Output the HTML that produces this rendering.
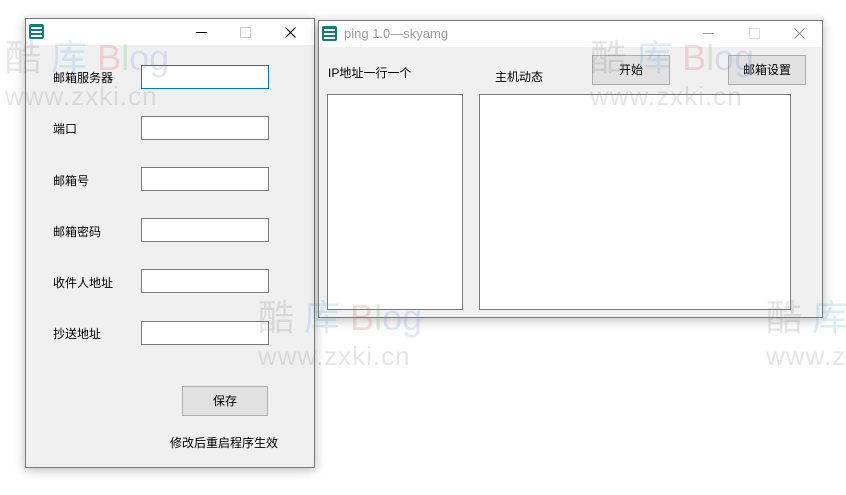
<!DOCTYPE html>
<html><head><meta charset="utf-8"><style>
body{margin:0;width:846px;height:495px;background:#fff;position:relative;overflow:hidden;font-family:"Liberation Sans","Noto Sans CJK SC",sans-serif;font-size:12px;color:#000}
.win{position:absolute;background:#f0f0f0;border:1px solid #7a7a7a;box-shadow:0 2px 10px rgba(0,0,0,.28)}
.tb{position:absolute;left:0;right:0;top:0;height:26px;background:#fff}
.ico{position:absolute;left:3px;top:5px;width:15px;height:15px;background:#0f7f7a;border-radius:2px;overflow:hidden}
.ico i{position:absolute;left:2px;right:2px;height:1.5px;background:#fff}
.ab{position:absolute}
.in{position:absolute;background:#fff;border:1px solid #7a7a7a;box-sizing:border-box}
.btn{position:absolute;background:#e1e1e1;border:1px solid #adadad;box-sizing:border-box;text-align:center}
.wm{position:absolute;z-index:10;pointer-events:none;opacity:.18;font-family:"Liberation Sans","Noto Sans CJK SC",sans-serif}
.wm .t{font-size:36px;line-height:40px;white-space:nowrap}
.wm .u{font-size:26px;line-height:28px;color:#777;white-space:nowrap;margin-top:4px;letter-spacing:1px}
</style></head><body>
<div class="win" style="left:25px;top:18px;width:288px;height:448px">
 <div class="tb">
  <div class="ico"><i style="top:3px"></i><i style="top:7px"></i><i style="top:11px"></i></div>
  <div class="ab" style="left:170px;top:13px;width:11px;height:1px;background:#000"></div>
  <div class="ab" style="left:214px;top:8px;width:9px;height:9px;border:1px solid #ccc"></div>
  <svg class="ab" style="left:259px;top:8px" width="11" height="11"><path d="M0.5 0.5L10.5 10.5M10.5 0.5L0.5 10.5" stroke="#000" stroke-width="1.1"/></svg>
 </div>
 <div class="ab" style="left:27px;top:50px">邮箱服务器</div>
 <div class="in" style="left:115px;top:46px;width:128px;height:24px;border-color:#0078d7"></div>
 <div class="ab" style="left:27px;top:101px">端口</div>
 <div class="in" style="left:115px;top:97px;width:128px;height:24px"></div>
 <div class="ab" style="left:27px;top:153px">邮箱号</div>
 <div class="in" style="left:115px;top:148px;width:128px;height:24px"></div>
 <div class="ab" style="left:27px;top:204px">邮箱密码</div>
 <div class="in" style="left:115px;top:199px;width:128px;height:24px"></div>
 <div class="ab" style="left:27px;top:255px">收件人地址</div>
 <div class="in" style="left:115px;top:250px;width:128px;height:24px"></div>
 <div class="ab" style="left:27px;top:306px">抄送地址</div>
 <div class="in" style="left:115px;top:302px;width:128px;height:24px"></div>
 <div class="btn" style="left:156px;top:367px;width:86px;height:30px;line-height:28px">保存</div>
 <div class="ab" style="left:144px;top:415px">修改后重启程序生效</div>
</div>
<div class="win" style="left:318px;top:20px;width:503px;height:296px">
 <div class="tb">
  <div class="ico"><i style="top:3px"></i><i style="top:7px"></i><i style="top:11px"></i></div>
  <div class="ab" style="left:25px;top:5px;color:#999;font-size:13px">ping 1.0—skyamg</div>
  <div class="ab" style="left:384px;top:12px;width:11px;height:1px;background:#999"></div>
  <div class="ab" style="left:430px;top:7px;width:9px;height:9px;border:1px solid #ddd"></div>
  <svg class="ab" style="left:475px;top:7px" width="11" height="11"><path d="M0.5 0.5L10.5 10.5M10.5 0.5L0.5 10.5" stroke="#999" stroke-width="1.1"/></svg>
 </div>
 <div class="ab" style="left:9px;top:43px">IP地址一行一个</div>
 <div class="ab" style="left:176px;top:47px">主机动态</div>
 <div class="btn" style="left:273px;top:34px;width:78px;height:30px;line-height:28px">开始</div>
 <div class="btn" style="left:409px;top:34px;width:78px;height:30px;line-height:28px">邮箱设置</div>
 <div class="in" style="left:8px;top:73px;width:136px;height:216px"></div>
 <div class="in" style="left:160px;top:73px;width:312px;height:216px"></div>
</div>
<div class="wm" style="left:5px;top:38px"><div class="t"><span style="color:#777">酷</span> <span style="color:#3aa0e0">库</span> <span style="color:#e04040">B</span><span style="color:#40b040">l</span><span style="color:#6080d0">og</span></div><div class="u">www.zxki.cn</div></div>
<div class="wm" style="left:258px;top:298px"><div class="t"><span style="color:#777">酷</span> <span style="color:#3aa0e0">库</span> <span style="color:#e04040">B</span><span style="color:#40b040">l</span><span style="color:#6080d0">og</span></div><div class="u">www.zxki.cn</div></div>
<div class="wm" style="left:590px;top:38px"><div class="t"><span style="color:#777">酷</span> <span style="color:#3aa0e0">库</span> <span style="color:#e04040">B</span><span style="color:#40b040">l</span><span style="color:#6080d0">og</span></div><div class="u">www.zxki.cn</div></div>
<div class="wm" style="left:766px;top:298px"><div class="t"><span style="color:#777">酷</span> <span style="color:#3aa0e0">库</span></div><div class="u">www.zxki.cn</div></div>
</body></html>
_ _ _ _
> [What you have to do] Extract the full listing above verbatim; pictures are to be left out of the copy.

> [Solution for this exercise]
Output the HTML that produces this rendering.
<!DOCTYPE html>
<html><head><meta charset="utf-8"><style>
body{margin:0;width:846px;height:495px;background:#fff;position:relative;overflow:hidden;font-family:"Liberation Sans","Noto Sans CJK SC",sans-serif;font-size:12px;color:#000}
.win{position:absolute;background:#f0f0f0;border:1px solid #7a7a7a;box-shadow:0 2px 10px rgba(0,0,0,.28)}
.tb{position:absolute;left:0;right:0;top:0;height:26px;background:#fff}
.ico{position:absolute;left:3px;top:5px;width:15px;height:15px;background:#0f7f7a;border-radius:2px;overflow:hidden}
.ico i{position:absolute;left:2px;right:2px;height:1.5px;background:#fff}
.ab{position:absolute}
.in{position:absolute;background:#fff;border:1px solid #7a7a7a;box-sizing:border-box}
.btn{position:absolute;background:#e1e1e1;border:1px solid #adadad;box-sizing:border-box;text-align:center}
.wm{position:absolute;z-index:10;pointer-events:none;opacity:.18;font-family:"Liberation Sans","Noto Sans CJK SC",sans-serif}
.wm .t{font-size:36px;line-height:40px;white-space:nowrap}
.wm .u{font-size:26px;line-height:28px;color:#777;white-space:nowrap;margin-top:4px;letter-spacing:1px}
</style></head><body>
<div class="win" style="left:25px;top:18px;width:288px;height:448px">
 <div class="tb">
  <div class="ico"><i style="top:3px"></i><i style="top:7px"></i><i style="top:11px"></i></div>
  <div class="ab" style="left:170px;top:13px;width:11px;height:1px;background:#000"></div>
  <div class="ab" style="left:214px;top:8px;width:9px;height:9px;border:1px solid #ccc"></div>
  <svg class="ab" style="left:259px;top:8px" width="11" height="11"><path d="M0.5 0.5L10.5 10.5M10.5 0.5L0.5 10.5" stroke="#000" stroke-width="1.1"/></svg>
 </div>
 <div class="ab" style="left:27px;top:50px">邮箱服务器</div>
 <div class="in" style="left:115px;top:46px;width:128px;height:24px;border-color:#0078d7"></div>
 <div class="ab" style="left:27px;top:101px">端口</div>
 <div class="in" style="left:115px;top:97px;width:128px;height:24px"></div>
 <div class="ab" style="left:27px;top:153px">邮箱号</div>
 <div class="in" style="left:115px;top:148px;width:128px;height:24px"></div>
 <div class="ab" style="left:27px;top:204px">邮箱密码</div>
 <div class="in" style="left:115px;top:199px;width:128px;height:24px"></div>
 <div class="ab" style="left:27px;top:255px">收件人地址</div>
 <div class="in" style="left:115px;top:250px;width:128px;height:24px"></div>
 <div class="ab" style="left:27px;top:306px">抄送地址</div>
 <div class="in" style="left:115px;top:302px;width:128px;height:24px"></div>
 <div class="btn" style="left:156px;top:367px;width:86px;height:30px;line-height:28px">保存</div>
 <div class="ab" style="left:144px;top:415px">修改后重启程序生效</div>
</div>
<div class="win" style="left:318px;top:20px;width:503px;height:296px">
 <div class="tb">
  <div class="ico"><i style="top:3px"></i><i style="top:7px"></i><i style="top:11px"></i></div>
  <div class="ab" style="left:25px;top:5px;color:#999;font-size:13px">ping 1.0—skyamg</div>
  <div class="ab" style="left:384px;top:12px;width:11px;height:1px;background:#999"></div>
  <div class="ab" style="left:430px;top:7px;width:9px;height:9px;border:1px solid #ddd"></div>
  <svg class="ab" style="left:475px;top:7px" width="11" height="11"><path d="M0.5 0.5L10.5 10.5M10.5 0.5L0.5 10.5" stroke="#999" stroke-width="1.1"/></svg>
 </div>
 <div class="ab" style="left:9px;top:43px">IP地址一行一个</div>
 <div class="ab" style="left:176px;top:47px">主机动态</div>
 <div class="btn" style="left:273px;top:34px;width:78px;height:30px;line-height:28px">开始</div>
 <div class="btn" style="left:409px;top:34px;width:78px;height:30px;line-height:28px">邮箱设置</div>
 <div class="in" style="left:8px;top:73px;width:136px;height:216px"></div>
 <div class="in" style="left:160px;top:73px;width:312px;height:216px"></div>
</div>
<div class="wm" style="left:5px;top:38px"><div class="t"><span style="color:#777">酷</span> <span style="color:#3aa0e0">库</span> <span style="color:#e04040">B</span><span style="color:#40b040">l</span><span style="color:#6080d0">og</span></div><div class="u">www.zxki.cn</div></div>
<div class="wm" style="left:258px;top:298px"><div class="t"><span style="color:#777">酷</span> <span style="color:#3aa0e0">库</span> <span style="color:#e04040">B</span><span style="color:#40b040">l</span><span style="color:#6080d0">og</span></div><div class="u">www.zxki.cn</div></div>
<div class="wm" style="left:590px;top:38px"><div class="t"><span style="color:#777">酷</span> <span style="color:#3aa0e0">库</span> <span style="color:#e04040">B</span><span style="color:#40b040">l</span><span style="color:#6080d0">og</span></div><div class="u">www.zxki.cn</div></div>
<div class="wm" style="left:766px;top:298px"><div class="t"><span style="color:#777">酷</span> <span style="color:#3aa0e0">库</span></div><div class="u">www.zxki.cn</div></div>
</body></html>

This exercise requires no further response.